Without the winter, the dark, the stink- there couldn’t be new growth. Sometimes we have to be cut back and cut down completely in order to return full of life. The green shoots are coming through the soil with these words of yours and soon the sunlight and gentle rain will coax flowers like you’ve never seen. You’re out of the cellar, Chris, and you’ve been missed.
In truth, if each one of us is NOT a troubled soul, we are not stirred in any way. Try to see ‘troubled’ as a transitive verb. See it as the transition that it is, the agitation of soul that stirs change and growth.
Sometimes even the unkind messengers are prophets unknown, harbingers of change that was already blowing in the wind. You are a beautiful soul, Chris. Keep writing, keep agitating, keep stirring, keep growing. It’s worth it and so are you.
I have to print this, save it, re-read it, give it to loved ones .. because it is so full of wisdom I am blown away!
Superb description of a time, a place in the telling, and thanks for an expression I haven't heard before.
The poem is intense: such brilliant bleakness in the rhythms.
I've been drowning in some evil self-talk too - I'm SO DAMN ANNOYED with myself. But then I open my eyes & it's a new day & I'm excited about the possibilities again.
I love your poem. I think I've been wearing the red nose for years - I guess about 20 of them now :)

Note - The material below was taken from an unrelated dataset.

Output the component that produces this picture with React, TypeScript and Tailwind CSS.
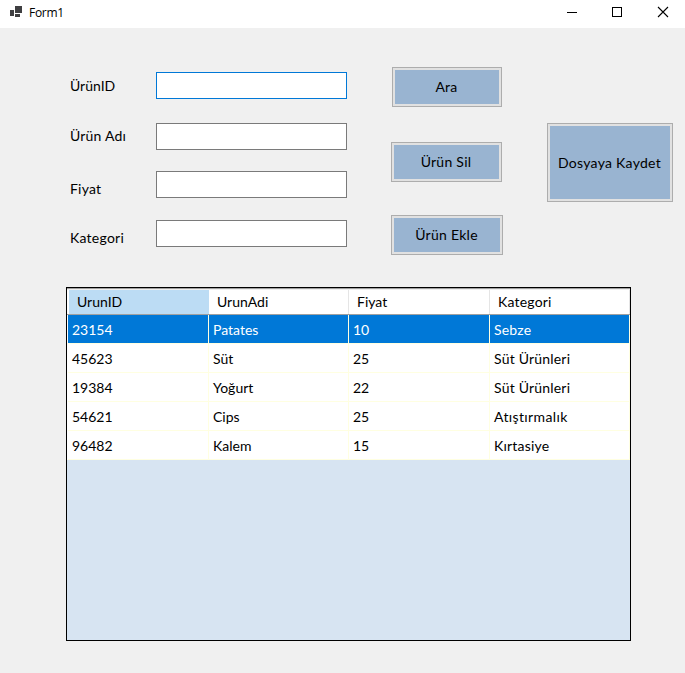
import type { ReactNode } from "react";

const rows = [
  ["23154", "Patates", "10", "Sebze"],
  ["45623", "Süt", "25", "Süt Ürünleri"],
  ["19384", "Yoğurt", "22", "Süt Ürünleri"],
  ["54621", "Cips", "25", "Atıştırmalık"],
  ["96482", "Kalem", "15", "Kırtasiye"],
];

const gridColumns = "grid grid-cols-[141px_140px_141px_140px]";

function TitleBar() {
  return (
    <header className="flex h-7 items-center bg-white">
      <svg className="mb-1 ml-2.5 h-3 w-3" viewBox="0 0 12 12" fill="#3f3f41" shapeRendering="crispEdges">
        <path d="M5 0h7v7H5zM0 4h4v6H0zM5 8h5v3H5z" />
      </svg>
      <span className="ml-[7px] pb-[3px] font-['Open_Sans','Noto_Sans',sans-serif] text-[12px] leading-[25px] tracking-[-0.3px] text-black">
        Form1
      </span>
      <svg
        className="ml-auto h-7 w-[125px]"
        viewBox="0 0 125 28"
        fill="none"
        stroke="#000"
        shapeRendering="crispEdges"
      >
        <path d="M7 12.5h10" />
        <rect x="52.5" y="7.5" width="9" height="9" />
        <path d="M98 7l10 10M108 7l-10 10" strokeWidth="1.1" shapeRendering="auto" />
      </svg>
    </header>
  );
}

function Button({ children, className }: { children: ReactNode; className: string }) {
  return (
    <button className={`border border-[#adadad] bg-[#e1e1e1] p-0.5 tracking-[0.27px] ${className}`}>
      <span className="flex h-full w-full items-center justify-center whitespace-nowrap bg-[#99b4d1] pr-px pb-px">
        {children}
      </span>
    </button>
  );
}

function Field({ focused = false, className = "" }: { focused?: boolean; className?: string }) {
  return (
    <input
      className={`block h-[27px] w-[191px] border bg-white px-1 outline-none ${
        focused ? "border-[#0078d7]" : "border-[#7a7a7a]"
      } ${className}`}
    />
  );
}

function DataGrid() {
  return (
    <section className="ml-[66px] h-[354px] w-[565px] border border-black bg-[#d7e4f2]">
      <div className="h-px bg-[#a0a0a0]" />
      <div className="h-px bg-[#efefef]" />
      <div className={`${gridColumns} h-[25px] border-b border-[#a0a0a0] bg-white pl-px leading-6`}>
        <div className="ml-px bg-[#bcdcf4] pl-2">UrunID</div>
        <div className="border-r border-[#e5e5e5] pl-2">UrunAdi</div>
        <div className="border-r border-[#e5e5e5] pl-2">Fiyat</div>
        <div className="border-r border-[#e5e5e5] pl-2 tracking-[0.2px]">Kategori</div>
      </div>
      {rows.map((row, index) => (
        <div key={row[0]} className={`${gridColumns} grid-rows-[29px] bg-white pl-px leading-[30px]`}>
          {row.map((cell, column) => (
            <div
              key={column}
              className={`h-[29px] border-r border-b border-[#ffffe1] pl-1 ${
                column === 3 ? (index === 3 ? "tracking-[0.37px]" : "tracking-[0.2px]") : ""
              } ${index === 0 ? "bg-[#0078d7] text-white" : ""}`}
            >
              {cell}
            </div>
          ))}
        </div>
      ))}
    </section>
  );
}

export default function App() {
  return (
    <div className="h-[673px] w-[685px] overflow-hidden bg-[#f0f0f0] font-[Lato,sans-serif] text-[14px] text-black">
      <TitleBar />
      <main>
        <div className="flex h-[259px]">
          <div className="flex w-[156px] shrink-0 flex-col pt-[48px] pl-[70px] leading-5 whitespace-nowrap">
            <span>ÜrünID</span>
            <span className="mt-[30px] tracking-[0.2px]">Ürün Adı</span>
            <span className="mt-[33px] tracking-[0.2px]">Fiyat</span>
            <span className="mt-[29px] tracking-[0.25px]">Kategori</span>
          </div>
          <div className="w-[235px] shrink-0 pt-[44px]">
            <Field focused />
            <Field className="mt-6" />
            <Field className="mt-[21px]" />
            <Field className="mt-[22px]" />
          </div>
          <div className="flex w-[156px] shrink-0 flex-col items-start pt-[39px]">
            <Button className="ml-px h-10 w-[110px]">Ara</Button>
            <Button className="mt-[35px] h-10 w-[111px]">Ürün Sil</Button>
            <Button className="mt-[33px] h-10 w-[112px]">Ürün Ekle</Button>
          </div>
          <div className="shrink-0 pt-[95px]">
            <Button className="h-[79px] w-[126px]">Dosyaya Kaydet</Button>
          </div>
        </div>
        <DataGrid />
      </main>
    </div>
  );
}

Troubles are a lot like people - they grow bigger if you nurse them. ~Author Unknown
I always gather so much insight and knowledge from visiting you. I'm sorry my insight and knowledge come at the cost of pain to you. You do make a difference in lives.
Great insight. I agree. We shouldn't allow other people to squat in our minds. Although, I would be the first to admit that sometimes they are harder to evict than we would want them to be. I finally made it over from flash 55 and I am glad I did.
I have given way too much power to others in my life. I no longer believe what I am told from every messenger. I can discern truth from BS by listening to what I feel within. Not every one is a prophet.